The shutdown of the Coreflood botnet: Botnet Are They Really Dead or Will They Rise Again?
While the Federal Bureau of Investigation has seized control the Coreflood botnet, it is now working with Microsoft to try to permanently remove malware from thousands of infected zombie machines to prevent Coreflood from springing back to life.
Now that the Federal Bureau of Investigation has successfully disarmed the Coreflood botnet temporarily, the next step is to get the malware off infected machines.
The number of beacons, or requests from Coreflood zombies to the C&C (command and control) servers have declined by over 90 percent in the week since the FBI raided and seized five C&C servers and 29 domains used to control the Coreflood botnet, according to court documents filed April 22. The requests have dropped from about 800,000 on April 13, two days before the raid, to less than 100,000 on April 22, according to court papers.

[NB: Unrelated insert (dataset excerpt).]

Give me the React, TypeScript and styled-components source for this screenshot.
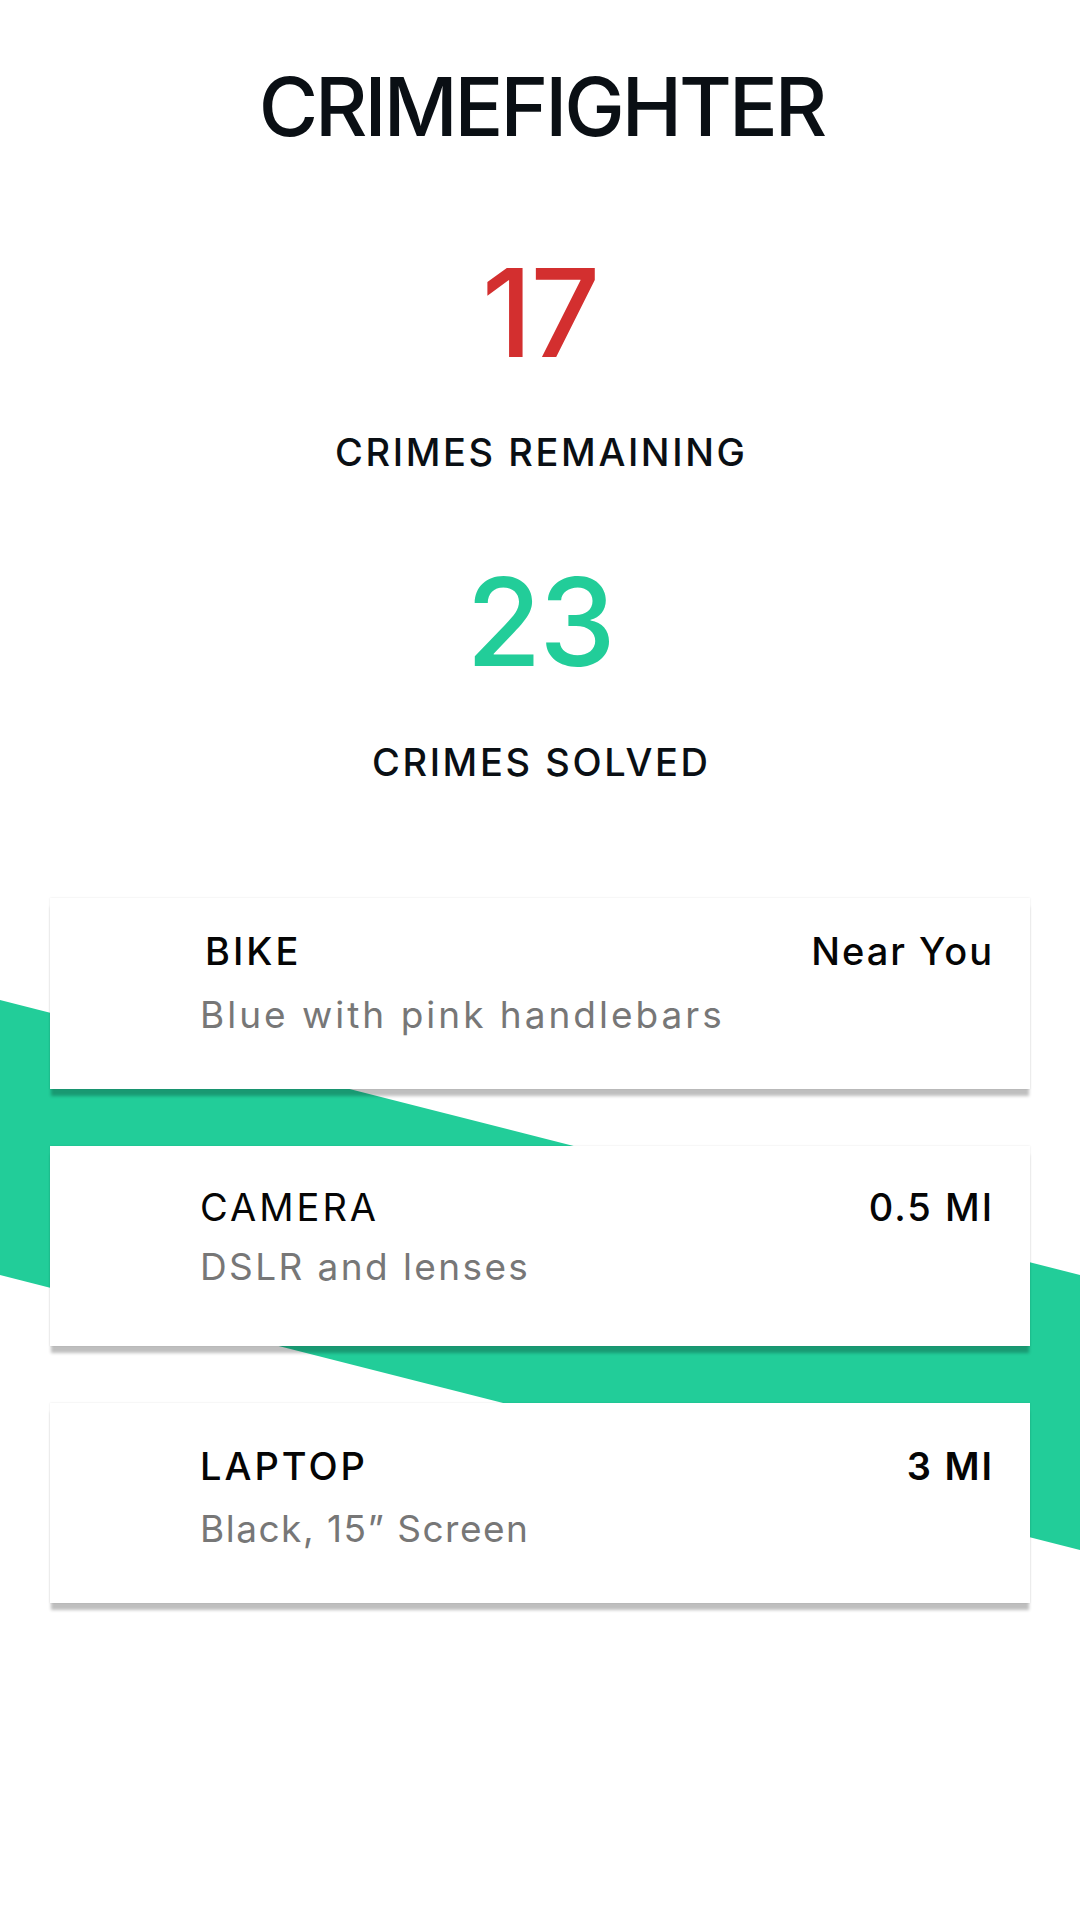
import React from "react";
import styled, { createGlobalStyle } from "styled-components";

const GlobalStyle = createGlobalStyle`
  html, body {
    margin: 0;
    padding: 0;
    background: #ffffff;
  }
  body {
    font-family: "Inter", "Noto Sans", "Liberation Sans", sans-serif;
    -webkit-font-smoothing: antialiased;
  }
`;

const Page = styled.main`
  width: 1080px;
  min-height: 1920px;
  display: flex;
  flex-direction: column;
  align-items: center;
  background: #ffffff;
  overflow: hidden;
`;

const Title = styled.h1`
  margin: 67px -3px 0 0;
  font-size: 81px;
  line-height: 1;
  font-weight: 500;
  letter-spacing: -3px;
  color: #0a0f14;
`;

const StatBlock = styled.section`
  display: flex;
  flex-direction: column;
  align-items: center;
  margin-top: ${(p: { $top: number }) => p.$top}px;
`;

const StatNumber = styled.div<{ $color: string }>`
  font-size: 122px;
  line-height: 1;
  font-weight: 500;
  letter-spacing: -2px;
  color: ${(p) => p.$color};
`;

const StatLabel = styled.div`
  margin-top: ${(p: { $gap: number }) => p.$gap}px;
  margin-right: -2.6px;
  font-size: 38px;
  line-height: 1;
  font-weight: 500;
  letter-spacing: 2.6px;
  color: #0a0f14;
`;

const ListArea = styled.section`
  position: relative;
  width: 1080px;
  margin-top: 117px;
  display: flex;
  flex-direction: column;
  align-items: center;
  gap: 57px;
`;

const Stripe = styled.svg`
  position: absolute;
  left: 0;
  top: 102px;
  width: 1080px;
  height: 560px;
  z-index: 0;
`;

const Card = styled.article<{ $height: number; $pad: number; $gap: number }>`
  position: relative;
  z-index: 1;
  box-sizing: border-box;
  width: 980px;
  height: ${(p) => p.$height}px;
  padding: ${(p) => p.$pad}px 38px 0 150px;
  background: #ffffff;
  display: flex;
  flex-direction: column;
  gap: ${(p) => p.$gap}px;
  box-shadow: 0 8px 3px -1px rgba(0, 0, 0, 0.25), 0 0 2px rgba(0, 0, 0, 0.1);
`;

const CardRow = styled.div`
  display: flex;
  justify-content: space-between;
  align-items: baseline;
`;

const ItemName = styled.span<{ $weight: number; $indent?: number }>`
  font-size: 38px;
  line-height: 1;
  font-weight: ${(p) => p.$weight};
  letter-spacing: 3px;
  color: #050505;
  padding-left: ${(p) => p.$indent ?? 0}px;
`;

const Distance = styled.span<{ $weight: number }>`
  font-size: 38px;
  line-height: 1;
  font-weight: ${(p) => p.$weight};
  letter-spacing: 2px;
  margin-right: -2px;
  color: #050505;
`;

const Description = styled.span<{ $spacing: number }>`
  font-size: 37px;
  line-height: 1;
  font-weight: 400;
  letter-spacing: ${(p) => p.$spacing}px;
  color: #777777;
`;

type Item = {
  name: string;
  distance: string;
  description: string;
  height: number;
  pad: number;
  gap: number;
  nameWeight: number;
  distWeight: number;
  descSpacing: number;
  indent?: number;
};

const items: Item[] = [
  {
    name: "BIKE",
    distance: "Near You",
    description: "Blue with pink handlebars",
    height: 191,
    pad: 34,
    gap: 26,
    nameWeight: 500,
    distWeight: 500,
    descSpacing: 3,
    indent: 5,
  },
  {
    name: "CAMERA",
    distance: "0.5 MI",
    description: "DSLR and lenses",
    height: 200,
    pad: 42,
    gap: 22,
    nameWeight: 400,
    distWeight: 500,
    descSpacing: 2.4,
  },
  {
    name: "LAPTOP",
    distance: "3 MI",
    description: "Black, 15\u201D Screen",
    height: 200,
    pad: 44,
    gap: 25,
    nameWeight: 500,
    distWeight: 600,
    descSpacing: 1.5,
  },
];

export default function App() {
  return (
    <>
      <GlobalStyle />
      <Page>
        <Title>CRIMEFIGHTER</Title>
        <StatBlock $top={104}>
          <StatNumber $color="#d32f2f">17</StatNumber>
          <StatLabel $gap={59}>CRIMES REMAINING</StatLabel>
        </StatBlock>
        <StatBlock $top={90}>
          <StatNumber $color="#22cd99">23</StatNumber>
          <StatLabel $gap={60}>CRIMES SOLVED</StatLabel>
        </StatBlock>
        <ListArea>
          <Stripe viewBox="0 0 1080 560" aria-hidden="true">
            <polygon points="0,0 1080,275 1080,550 0,275" fill="#22cd99" />
          </Stripe>
          {items.map((it) => (
            <Card key={it.name} $height={it.height} $pad={it.pad} $gap={it.gap}>
              <CardRow>
                <ItemName $weight={it.nameWeight} $indent={it.indent}>
                  {it.name}
                </ItemName>
                <Distance $weight={it.distWeight}>{it.distance}</Distance>
              </CardRow>
              <Description $spacing={it.descSpacing}>{it.description}</Description>
            </Card>
          ))}
        </ListArea>
      </Page>
    </>
  );
}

Many users were unaware their systems had been compromised in the first place and may still be infected even though the C&C servers are offline. With these dormant machines out there, it's possible that operators can resurrect the botnet at a later time and push out updated instructions to awaken its zombie army. "It stands to reason that when we stop seeing new exploits, that the entire botnet has to be on the decline," Patrick Cummins, a security malware researcher at Blue Coat Security, told eWEEK. The success and ultimate survival of the botnet depend on being able to continuously update its zombies. The U.S. Department of Justice employed a controversial technique to ensure Coreflood can't be revived by overwriting the malicious code on compromised systems with a new set of instructions.